Fecal Calprotectin: A Comparison of Two Commercial Enzymoimmunoassays and Study of Fecal Extract Stability at Room Temperature

Delia Acevedo, Maria Pilar Salvador, Javier Girbes, Nuria Estan

Abstract


Background: The aims of the study were: 1) to compare the fecal calprotectin (fCal) assay results with Calprolab™ ELISA (HRP) (Calpro AS) versus our routine method, Elia™ fluoroenzymoimmunoassay (Thermo Fisher), and 2) to determine whether the fCal assay results do not vary following storage of the extract at room temperature for 4 days with the Calpro AS buffer, this being the estimated shipment time from the home of the patient, and an aspect little studied to date.

Methods: The fCal was determined in 198 patients divided into three groups: inflammatory bowel disease (IBD), organic intestinal disease, and functional intestinal disorders. Fecal extraction was carried out using the Roche Diagnostics kit with the corresponding specific buffers.

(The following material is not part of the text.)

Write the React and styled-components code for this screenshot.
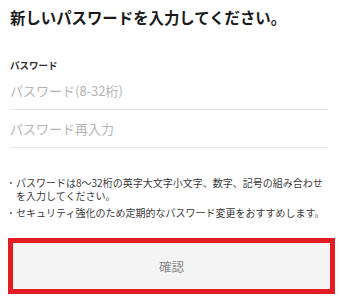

Results: The fCal assay with the Thermo Fisher method was found to be more sensitive but less specific than with the Calpro AS technique. The positive predictive value was low (just over 50%), though the negative predictive value was high (over 90%) with both methods. The likelihood ratios revealed small but occasionally important pre- versus post-test differences. When we compared the two methods, the Spearman correlation coefficient (ρ) was 0.819 (95% CI: 0.768 - 0.860) (P < 0.0001), reflecting a positive correlation. Similarly, when stratifying the fCal results into < 50 µg/g, 50 - 100 µg/g and > 100 µg/g, the resulting Cohen’s kappa coefficient was 0.7766 (95% CI: 0.7025 - 0.8507), reflecting a substantial agreement between both methods. The stability of fCal was high in fecal extracts with the Calpro AS extraction buffer at room temperature for 4 days, which yielded a Spearman correlation coefficient of 0.951 (95% CI: 0.933 - 0.965), when the results were compared to those of the recent extracts (P < 0.0001).

Conclusions: A positive correlation was observed between the two methods. In view of the high negative predictive value obtained with fCal, the presence of organic disease is highly unlikely in the presence of a normal concentration of this marker. We also confirmed the excellent stability of fCal in fecal extracts with the Calpro AS extraction buffer stored at room temperature. Thus, and for the sake of convenience and hygiene, it would be ideal for the patient to perform the extraction at home.